External environments are fluid. A political election, a new trade agreement, or a technological breakthrough can alter the playing field overnight. By treating the analysis as a snapshot, you miss the trajectory. Instead, focus on trends and momentum. Ask: Is this factor growing, shrinking, or stabilizing? This temporal dimension adds depth to your strategic view.
3. Confusing Internal and External Factors 🔄
Confusion between what the organization controls and what it cannot control is a fundamental flaw. PEST focuses strictly on the external macro-environment.
- The Error: Including operational strengths, weaknesses, or internal resources within the PEST categories.
- The Consequence: Dilutes the focus of the analysis and muddies the strategic narrative.
- The Fix: Strictly segregate internal capabilities (SWOT) from external forces (PEST). Use separate frameworks for each.
When you mix internal competencies with external threats, you lose clarity on where to apply effort. If a factor is within your control, it belongs in an internal audit. If it is outside your control, it belongs in the PEST framework. Clear boundaries ensure that your strategic responses are targeted correctly.

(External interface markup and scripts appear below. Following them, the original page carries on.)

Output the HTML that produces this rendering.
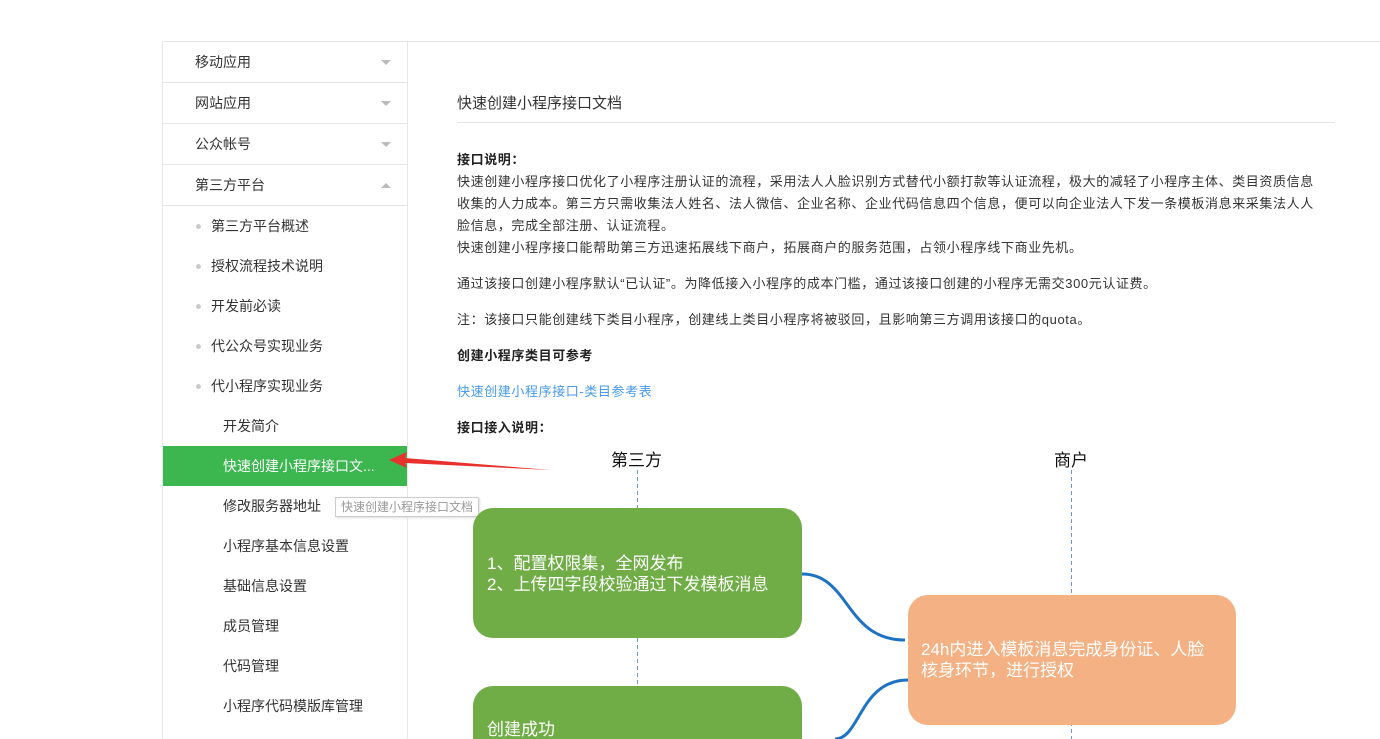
<!DOCTYPE html>
<html><head><meta charset="utf-8"><style>
html,body{margin:0;width:1380px;height:739px;overflow:hidden}
body{background:#fff;font-family:"Liberation Sans","Noto Sans CJK SC",sans-serif;color:#333;position:relative}
.top{position:absolute;left:162px;top:41px;width:1218px;border-top:1px solid #e7e7e7}
.side{position:absolute;left:162px;top:42px;width:244px;height:700px;border-left:1px solid #e7e7e7;border-right:1px solid #e7e7e7}
.grp{height:40px;border-bottom:1px solid #e7e7e7;font-size:14px;line-height:40px;padding-left:32px;position:relative}
.grp:after{content:"";position:absolute;right:16px;top:18px;border:5px solid transparent;border-top:5px solid #bbb}
.grp.up:after{top:13px;border-top-color:transparent;border-bottom:5px solid #bbb}
.it{height:40px;line-height:40px;font-size:14px;padding-left:48px;position:relative}
.it:before{content:"";position:absolute;left:33px;top:18px;width:5px;height:5px;border-radius:50%;background:#ccc}
.sub{height:40px;line-height:40px;font-size:14px;padding-left:60px}
.act{background:#3cb750;color:#fff}
.main{position:absolute;left:457px;top:0;width:878px;font-size:13px}
.t{position:absolute;top:92px;font-size:15px;color:#333}
.hr{position:absolute;top:122px;left:0;width:878px;border-top:1px solid #e5e5e5}
.p{position:absolute;left:0;width:865px;line-height:22px;letter-spacing:0.6px}
b{font-weight:bold;color:#222}
.box{position:absolute;border-radius:20px;color:#fff;font-size:17px;line-height:21px}
</style></head><body>
<div class="top"></div>
<div class="side">
<div class="grp">移动应用</div><div class="grp">网站应用</div><div class="grp">公众帐号</div><div class="grp up">第三方平台</div>
<div class="it">第三方平台概述</div><div class="it">授权流程技术说明</div><div class="it">开发前必读</div><div class="it">代公众号实现业务</div><div class="it">代小程序实现业务</div>
<div class="sub">开发简介</div><div class="sub act">快速创建小程序接口文...</div><div class="sub">修改服务器地址</div><div class="sub">小程序基本信息设置</div><div class="sub">基础信息设置</div><div class="sub">成员管理</div><div class="sub">代码管理</div><div class="sub">小程序代码模版库管理</div>
</div>
<div style="position:absolute;left:335px;top:497px;border:1px solid #ccc;background:#fff;font-size:12px;color:#999;padding:0 5px;line-height:18px;box-shadow:1px 1px 2px #ddd">快速创建小程序接口文档</div>
<svg style="position:absolute;left:385px;top:448px" width="170" height="30"><polygon points="4,12 22,4 20,10 165,22 20,15 22,20" fill="#e8302c"/></svg>
<div class="main">
<div class="t">快速创建小程序接口文档</div><div class="hr"></div>
<div class="p" style="top:149px"><b>接口说明：</b><br>快速创建小程序接口优化了小程序注册认证的流程，采用法人人脸识别方式替代小额打款等认证流程，极大的减轻了小程序主体、类目资质信息收集的人力成本。第三方只需收集法人姓名、法人微信、企业名称、企业代码信息四个信息，便可以向企业法人下发一条模板消息来采集法人人脸信息，完成全部注册、认证流程。<br>快速创建小程序接口能帮助第三方迅速拓展线下商户，拓展商户的服务范围，占领小程序线下商业先机。</div>
<div class="p" style="top:273px">通过该接口创建小程序默认“已认证”。为降低接入小程序的成本门槛，通过该接口创建的小程序无需交300元认证费。</div>
<div class="p" style="top:309px">注：该接口只能创建线下类目小程序，创建线上类目小程序将被驳回，且影响第三方调用该接口的quota。</div>
<div class="p" style="top:345px"><b>创建小程序类目可参考</b></div>
<div class="p" style="top:381px;color:#459ae9">快速创建小程序接口-类目参考表</div>
<div class="p" style="top:417px"><b>接口接入说明：</b></div>
</div>
<div style="position:absolute;left:611px;top:446px;font-size:17px;color:#111">第三方</div>
<div style="position:absolute;left:1054px;top:446px;font-size:17px;color:#111">商户</div>
<svg style="position:absolute;left:0;top:0" width="1380" height="739">
<line x1="637.5" y1="470" x2="637.5" y2="739" stroke="#6a9ad6" stroke-dasharray="4,3"/>
<line x1="1071.5" y1="470" x2="1071.5" y2="739" stroke="#6a9ad6" stroke-dasharray="4,3"/>
<path d="M802,574 C850,574 845,640 905,640" fill="none" stroke="#1f73c4" stroke-width="3"/>
<path d="M908,680 C860,680 860,739 835,739" fill="none" stroke="#1f73c4" stroke-width="3"/>
</svg>
<div class="box" style="left:473px;top:508px;width:329px;height:130px;background:#70ad47"><div style="padding:45px 0 0 14px">1、配置权限集，全网发布<br>2、上传四字段校验通过下发模板消息</div></div>
<div class="box" style="left:908px;top:595px;width:328px;height:130px;background:#f4b183"><div style="padding:44px 20px 0 13px">24h内进入模板消息完成身份证、人脸核身环节，进行授权</div></div>
<div class="box" style="left:473px;top:686px;width:329px;height:80px;background:#70ad47"><div style="padding:33px 0 0 14px">创建成功</div></div>
</body></html>
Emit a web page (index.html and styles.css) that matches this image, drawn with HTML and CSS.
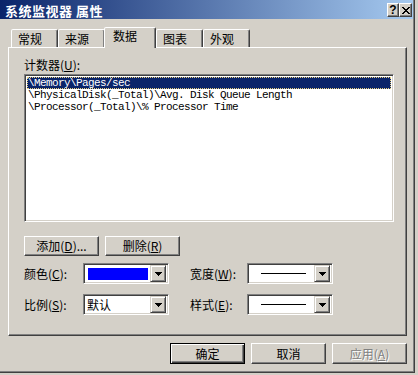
FILE: index.html
```html
<!DOCTYPE html>
<html>
<head>
    <meta charset="utf-8">
    <title>系统监视器 属性</title>
    <link rel="stylesheet" href="styles.css">
</head>
<body>
    <div class="window">
        <div class="frame">
            <div class="titlebar">
                <span class="title">系统监视器 属性</span>
                <div class="caption-buttons">
                    <span class="cap-btn help">?</span>
                    <span class="cap-btn close">
                        <svg width="8" height="7" viewBox="0 0 8 7" shape-rendering="crispEdges">
                            <path d="M0 0h2v1h-2zM6 0h2v1h-2zM1 1h2v1h-2zM5 1h2v1h-2zM2 2h4v1h-4zM3 3h2v1h-2zM2 4h4v1h-4zM1 5h2v1h-2zM5 5h2v1h-2zM0 6h2v1h-2zM6 6h2v1h-2z" fill="#000"/>
                        </svg>
                    </span>
                </div>
            </div>

            <div class="client">
                <!-- tab strip -->
                <div class="tabs">
                    <span class="tab">常规</span>
                    <span class="tab">来源</span>
                    <span class="tab selected">数据</span>
                    <span class="tab">图表</span>
                    <span class="tab">外观</span>
                </div>

                <div class="panel">
                    <div class="label">计数器(<u>U</u>):</div>
                    <div class="listbox">
                        <div class="item selected">\Memory\Pages/sec</div>
                        <div class="item">\PhysicalDisk(_Total)\Avg. Disk Queue Length</div>
                        <div class="item">\Processor(_Total)\% Processor Time</div>
                    </div>

                    <div class="list-buttons">
                        <span class="btn">添加(<u>D</u>)...</span>
                        <span class="btn">删除(<u>R</u>)</span>
                    </div>

                    <div class="props">
                        <span class="prop-label">颜色(<u>C</u>):</span>
                        <div class="combo">
                            <div class="combo-value"><span class="swatch"></span></div>
                            <span class="drop"><svg width="7" height="4" shape-rendering="crispEdges"><path d="M0 0h7v1h-7zM1 1h5v1h-5zM2 2h3v1h-3zM3 3h1v1h-1z" fill="#000"/></svg></span>
                        </div>
                        <span class="prop-label right">宽度(<u>W</u>):</span>
                        <div class="combo">
                            <div class="combo-value line"><span class="stroke"></span></div>
                            <span class="drop"><svg width="7" height="4" shape-rendering="crispEdges"><path d="M0 0h7v1h-7zM1 1h5v1h-5zM2 2h3v1h-3zM3 3h1v1h-1z" fill="#000"/></svg></span>
                        </div>

                        <span class="prop-label">比例(<u>S</u>):</span>
                        <div class="combo">
                            <div class="combo-value text">默认</div>
                            <span class="drop"><svg width="7" height="4" shape-rendering="crispEdges"><path d="M0 0h7v1h-7zM1 1h5v1h-5zM2 2h3v1h-3zM3 3h1v1h-1z" fill="#000"/></svg></span>
                        </div>
                        <span class="prop-label right">样式(<u>E</u>):</span>
                        <div class="combo">
                            <div class="combo-value line"><span class="stroke"></span></div>
                            <span class="drop"><svg width="7" height="4" shape-rendering="crispEdges"><path d="M0 0h7v1h-7zM1 1h5v1h-5zM2 2h3v1h-3zM3 3h1v1h-1z" fill="#000"/></svg></span>
                        </div>
                    </div>
                </div>

                <div class="actions">
                    <span class="btn default">确定</span>
                    <span class="btn">取消</span>
                    <span class="btn disabled">应用(<u>A</u>)</span>
                </div>
            </div>
        </div>
    </div>
</body>
</html>
```

FILE: styles.css
```css
body { margin: 0; background: #d4d0c8; font-family: "Noto Sans CJK SC", "Liberation Sans", sans-serif; font-size: 12px; color: #000; }
u { text-decoration: underline; text-underline-offset: 1px; }

.window { width: 415px; height: 373px; box-sizing: border-box; border-right: 1px solid #404040; border-bottom: 1px solid #404040; }
.frame { height: 100%; box-sizing: border-box; border-right: 1px solid #808080; border-bottom: 1px solid #808080; display: flex; flex-direction: column; }

.titlebar { height: 19px; display: flex; align-items: center; justify-content: space-between; padding: 0 1px 0 5px; background: linear-gradient(to right, #0a246a, #a6caf0); }
.title { color: #fff; font-weight: bold; font-size: 13px; letter-spacing: 0.5px; line-height: 13px; padding-top: 2px; }
.caption-buttons { display: flex; padding-top: 1px; }
.cap-btn { width: 10px; height: 12px; display: flex; align-items: center; justify-content: center; background: #d4d0c8; border: 1px solid; border-color: #fff #404040 #404040 #fff; box-shadow: inset -1px -1px #808080; font: bold 12px "Liberation Sans", sans-serif; line-height: 12px; }
.cap-btn.close { width: 11px; }

.client { flex: 1; display: flex; flex-direction: column; padding: 8px 6px 0 8px; }

.tabs { display: flex; align-items: flex-end; height: 20px; padding-left: 3px; position: relative; z-index: 1; }
.tab { width: 39px; height: 17px; padding-left: 6px; line-height: 18px; border: 1px solid; border-bottom: none; border-color: #fff #404040 transparent #fff; box-shadow: inset -1px 0 #808080; border-radius: 2px 2px 0 0; background: #d4d0c8; }
.tab.selected { width: 42px; height: 20px; padding-left: 8px; line-height: 16px; margin-left: -1px; margin-bottom: -1px; }

.panel { width: 399px; height: 289px; box-sizing: border-box; border: 1px solid; border-color: #fff #404040 #404040 #fff; box-shadow: inset -1px -1px #808080; padding: 11px 12px 0 15px; }

.label { line-height: 12px; height: 12px; margin-bottom: 3px; }

.listbox { width: 370px; height: 148px; box-sizing: border-box; background: #fff; border: 1px solid; border-color: #808080 #fff #fff #808080; box-shadow: inset 1px 1px #404040, inset -1px -1px #d4d0c8; padding: 2px 2px 0 2px; font-family: "Liberation Mono", monospace; font-size: 11px; letter-spacing: -0.6px; }
.item { height: 12px; line-height: 12px; padding-left: 1px; white-space: pre; }
.item.selected { background: #0a246a; color: #fff; outline: 1px dotted #e8d080; outline-offset: -1px; }

.list-buttons { display: flex; gap: 6px; margin-top: 14px; }
.btn { width: 75px; height: 20px; box-sizing: border-box; display: flex; align-items: center; justify-content: center; border: 1px solid; border-color: #fff #404040 #404040 #fff; box-shadow: inset -1px -1px #808080; line-height: 12px; }

.props { display: grid; grid-template-columns: 59px 86px 21px 57px 86px; row-gap: 10px; margin-top: 7px; align-items: center; }
.prop-label { line-height: 12px; grid-column: 1; }
.prop-label.right { grid-column: 4; }

.combo { height: 21px; box-sizing: border-box; display: flex; background: #fff; border: 1px solid; border-color: #808080 #fff #fff #808080; box-shadow: inset 1px 1px #404040, inset -1px -1px #d4d0c8; padding: 2px; }
.combo-value { flex: 1; display: flex; align-items: center; }
.swatch { margin: 1px 2px 0 2px; flex: 1; height: 12px; background: #0000ff; }
.combo-value.line { justify-content: center; padding-left: 2px; }
.stroke { width: 45px; height: 1px; background: #000; }
.combo-value.text { padding-left: 1px; line-height: 12px; }
.drop { width: 16px; height: 17px; box-sizing: border-box; margin: -1px 0; display: flex; align-items: center; justify-content: center; background: #d4d0c8; border: 1px solid; border-color: #d4d0c8 #404040 #404040 #d4d0c8; box-shadow: inset 1px 1px #fff, inset -1px -1px #808080; }
.drop svg { margin-top: 1px; }

.actions { display: flex; justify-content: flex-end; gap: 6px; margin-top: 7px; }
.actions .btn { height: 21px; }
.btn.default { border: 1px solid #000; box-shadow: inset 1px 1px #fff, inset -1px -1px #404040, inset -2px -2px #808080; }
.btn.disabled { color: #808080; text-shadow: 1px 1px #fff; }
```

For example, a change in tax law is external (Political), but how you adjust your pricing strategy is internal.
4. Lack of Specificity and Vagueness 📉
General statements like “Economy is growing” or “Technology is advancing” provide no actionable intelligence. Strategy requires precision.
- The Error: Using broad, non-quantifiable descriptors without supporting evidence.

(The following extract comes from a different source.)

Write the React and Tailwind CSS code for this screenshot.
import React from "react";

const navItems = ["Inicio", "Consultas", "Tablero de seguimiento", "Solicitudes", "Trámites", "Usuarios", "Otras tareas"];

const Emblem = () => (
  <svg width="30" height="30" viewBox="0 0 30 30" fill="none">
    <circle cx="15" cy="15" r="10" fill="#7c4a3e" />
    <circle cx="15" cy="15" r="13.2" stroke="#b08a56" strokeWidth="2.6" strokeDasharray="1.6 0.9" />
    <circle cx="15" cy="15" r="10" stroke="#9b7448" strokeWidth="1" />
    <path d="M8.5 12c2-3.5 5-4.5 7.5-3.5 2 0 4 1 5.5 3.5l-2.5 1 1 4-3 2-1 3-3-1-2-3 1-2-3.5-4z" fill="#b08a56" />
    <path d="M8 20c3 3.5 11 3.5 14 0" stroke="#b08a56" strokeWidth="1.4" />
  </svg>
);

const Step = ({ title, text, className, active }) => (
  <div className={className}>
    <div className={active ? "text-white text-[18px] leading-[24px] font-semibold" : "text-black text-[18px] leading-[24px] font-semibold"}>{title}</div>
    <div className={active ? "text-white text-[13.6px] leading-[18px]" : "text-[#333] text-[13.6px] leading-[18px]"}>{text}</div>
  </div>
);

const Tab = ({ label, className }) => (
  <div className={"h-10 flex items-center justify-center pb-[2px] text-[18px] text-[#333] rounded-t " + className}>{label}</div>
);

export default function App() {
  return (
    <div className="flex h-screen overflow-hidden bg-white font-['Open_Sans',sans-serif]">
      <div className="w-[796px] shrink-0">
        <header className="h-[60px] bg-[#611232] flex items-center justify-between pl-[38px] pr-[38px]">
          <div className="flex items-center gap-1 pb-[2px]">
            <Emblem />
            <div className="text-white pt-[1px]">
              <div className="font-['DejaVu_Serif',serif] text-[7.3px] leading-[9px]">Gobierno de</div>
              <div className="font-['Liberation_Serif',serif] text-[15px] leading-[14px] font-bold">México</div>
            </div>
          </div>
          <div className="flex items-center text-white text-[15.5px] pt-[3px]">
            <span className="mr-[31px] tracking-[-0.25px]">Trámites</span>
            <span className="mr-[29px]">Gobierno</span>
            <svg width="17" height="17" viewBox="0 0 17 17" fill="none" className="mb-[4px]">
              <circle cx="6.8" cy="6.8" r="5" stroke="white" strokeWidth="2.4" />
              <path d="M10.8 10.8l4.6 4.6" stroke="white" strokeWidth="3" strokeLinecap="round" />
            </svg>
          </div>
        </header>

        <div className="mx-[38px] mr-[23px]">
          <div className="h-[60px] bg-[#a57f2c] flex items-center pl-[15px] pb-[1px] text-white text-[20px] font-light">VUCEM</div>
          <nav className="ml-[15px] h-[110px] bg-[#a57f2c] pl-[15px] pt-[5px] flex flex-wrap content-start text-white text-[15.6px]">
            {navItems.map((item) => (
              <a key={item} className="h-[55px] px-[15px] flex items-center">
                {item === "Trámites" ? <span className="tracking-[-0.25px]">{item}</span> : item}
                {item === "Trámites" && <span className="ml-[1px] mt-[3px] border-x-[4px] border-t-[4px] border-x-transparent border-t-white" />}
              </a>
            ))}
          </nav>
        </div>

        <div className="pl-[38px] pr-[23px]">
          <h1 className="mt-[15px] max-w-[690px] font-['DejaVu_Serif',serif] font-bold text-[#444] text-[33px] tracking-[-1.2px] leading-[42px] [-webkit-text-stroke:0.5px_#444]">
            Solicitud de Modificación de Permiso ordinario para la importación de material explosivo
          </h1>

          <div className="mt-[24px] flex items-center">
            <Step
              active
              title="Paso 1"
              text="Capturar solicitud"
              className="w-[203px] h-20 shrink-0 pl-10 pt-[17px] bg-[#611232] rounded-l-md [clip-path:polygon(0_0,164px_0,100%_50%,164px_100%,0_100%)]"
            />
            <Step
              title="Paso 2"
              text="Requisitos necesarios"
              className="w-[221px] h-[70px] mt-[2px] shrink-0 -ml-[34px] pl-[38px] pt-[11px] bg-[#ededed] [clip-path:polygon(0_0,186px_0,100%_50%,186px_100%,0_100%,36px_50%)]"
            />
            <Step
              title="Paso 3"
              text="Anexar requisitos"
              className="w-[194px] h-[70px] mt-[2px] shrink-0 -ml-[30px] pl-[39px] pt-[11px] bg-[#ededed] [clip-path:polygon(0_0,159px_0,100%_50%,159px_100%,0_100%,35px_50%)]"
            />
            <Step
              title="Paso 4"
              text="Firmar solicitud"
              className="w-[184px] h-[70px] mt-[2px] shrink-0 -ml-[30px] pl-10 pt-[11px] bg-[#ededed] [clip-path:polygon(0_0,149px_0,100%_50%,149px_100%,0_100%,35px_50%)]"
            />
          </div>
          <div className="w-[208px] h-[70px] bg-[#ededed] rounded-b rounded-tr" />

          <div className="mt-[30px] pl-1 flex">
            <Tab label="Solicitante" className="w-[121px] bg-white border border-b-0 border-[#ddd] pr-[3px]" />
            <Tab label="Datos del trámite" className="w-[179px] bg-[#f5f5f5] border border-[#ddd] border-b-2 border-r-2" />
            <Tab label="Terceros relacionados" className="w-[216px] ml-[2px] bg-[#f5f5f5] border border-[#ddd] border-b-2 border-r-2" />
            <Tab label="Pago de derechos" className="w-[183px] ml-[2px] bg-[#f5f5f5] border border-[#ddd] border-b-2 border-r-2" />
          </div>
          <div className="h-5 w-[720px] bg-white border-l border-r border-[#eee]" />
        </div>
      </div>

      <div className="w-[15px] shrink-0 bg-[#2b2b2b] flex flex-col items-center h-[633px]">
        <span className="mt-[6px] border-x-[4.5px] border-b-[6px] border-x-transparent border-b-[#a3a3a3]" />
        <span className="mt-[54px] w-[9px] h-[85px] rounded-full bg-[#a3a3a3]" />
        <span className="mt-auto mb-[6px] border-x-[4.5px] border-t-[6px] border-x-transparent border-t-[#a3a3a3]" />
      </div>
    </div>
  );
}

- The Consequence: Decision-makers cannot prioritize actions based on vague insights.
- The Fix: Quantify every claim. Use percentages, growth rates, and specific regulatory names.

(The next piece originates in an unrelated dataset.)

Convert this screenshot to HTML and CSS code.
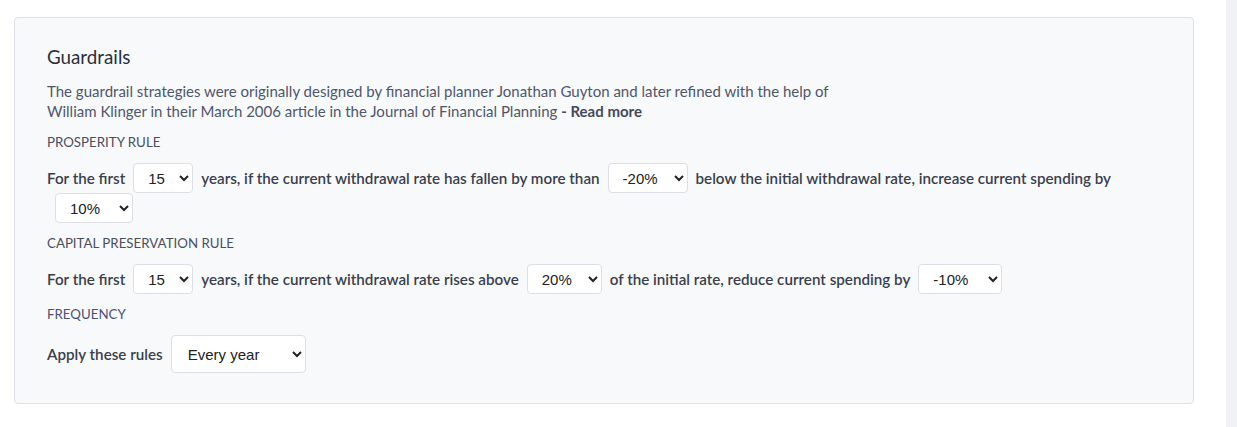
FILE: index.html
```html
<!DOCTYPE html>
<html lang="en">
<head>
<meta charset="utf-8">
<title>Guardrails</title>
<link rel="stylesheet" href="styles.css">
</head>
<body>
<div class="page">
  <main class="main">
    <section class="card">
      <h2 class="title">Guardrails</h2>
      <p class="desc">The guardrail strategies were originally designed by financial planner Jonathan Guyton and later refined with the help of William Klinger in their March 2006 article in the Journal of Financial Planning <strong>- Read more</strong></p>

      <div class="label">PROSPERITY RULE</div>
      <p class="rule">For the first<select class="sel w60"><option>5</option><option>10</option><option selected>15</option><option>20</option></select>years, if the current withdrawal rate has fallen by more than<select class="sel w79"><option>-10%</option><option selected>-20%</option><option>-30%</option></select>below the initial withdrawal rate, increase current spending by<select class="sel w78"><option>5%</option><option selected>10%</option><option>15%</option></select></p>

      <div class="label">CAPITAL PRESERVATION RULE</div>
      <p class="rule">For the first<select class="sel w60"><option>5</option><option>10</option><option selected>15</option><option>20</option></select>years, if the current withdrawal rate rises above<select class="sel w74"><option>10%</option><option selected>20%</option><option>30%</option></select>of the initial rate, reduce current spending by<select class="sel w83"><option>-5%</option><option selected>-10%</option><option>-15%</option></select></p>

      <div class="label freq">FREQUENCY</div>
      <p class="rule apply">Apply these rules<select class="sel big"><option selected>Every year</option><option>Every 2 years</option></select></p>
    </section>
  </main>
  <aside class="side"></aside>
</div>
</body>
</html>
```
FILE: styles.css
```css
* { box-sizing: border-box; }
html, body { margin: 0; padding: 0; background: #ffffff; }
body { font-family: Lato, "Noto Sans", sans-serif; color: #3a3f4b; }

.page { display: flex; min-height: 427px; }
.main { flex: 1; padding: 17px 32px 0 14px; }
.side { width: 11px; background: #f1f2f6; }

.card {
  background: #f8f9fb;
  border: 1px solid #dde0e6;
  border-radius: 4px;
  padding: 27px 32px 30px;
}

.title {
  margin: 0;
  font-size: 18.8px;
  line-height: 24px;
  font-weight: 400;
  color: #2b2f39;
}

.desc {
  margin: 12px 0 0;
  max-width: 790px;
  font-size: 15px;
  line-height: 20px;
  color: #50566a;
}
.desc strong { font-weight: 700; color: #454a57; }

.label {
  margin-top: 10px;
  font-size: 13.3px;
  line-height: 20px;
  color: #4a4f5e;
}
.label:first-of-type { margin-top: 11px; }
.label.freq { color: #4b5276; }

.rule {
  margin: 11px 0 0;
  font-size: 15.2px;
  line-height: 30px;
  font-weight: 600;
  color: #3a3f4b;
}

.sel {
  font-family: "Liberation Sans", Arial, sans-serif;
  font-size: 15px;
  font-weight: 400;
  color: #222;
  background: #ffffff;
  border: 1px solid #dcdfe6;
  border-radius: 4px;
  height: 30px;
  padding: 0 6px 0 10px;
  margin: 0 8px;
  vertical-align: top;
}
.w60 { width: 60px; }
.w74 { width: 75px; }
.w78 { width: 78px; }
.w79 { width: 80px; }
.w83 { width: 84px; }
.big { width: 135px; height: 38px; padding-left: 12px; }

.apply { line-height: 38px; }
```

Instead of saying “Social trends are changing,” specify that “Millennial spending habits have shifted 15% toward sustainable goods.” Instead of “Technology is advancing,” note that “5G adoption rates have reached 40% in key urban centers.” Specificity allows for risk assessment. You can measure the impact of a 5% tax increase, but you cannot measure a “change in economy.” Precision builds credibility.
5. Ignoring Geopolitical Shifts 🌍
Global interconnectedness means local strategies often have international ripple effects. Focusing solely on domestic politics misses the bigger picture.
- The Error: Limiting the “Political” section to local or national legislation.
- The Consequence: Supply chain disruptions or trade sanctions are overlooked.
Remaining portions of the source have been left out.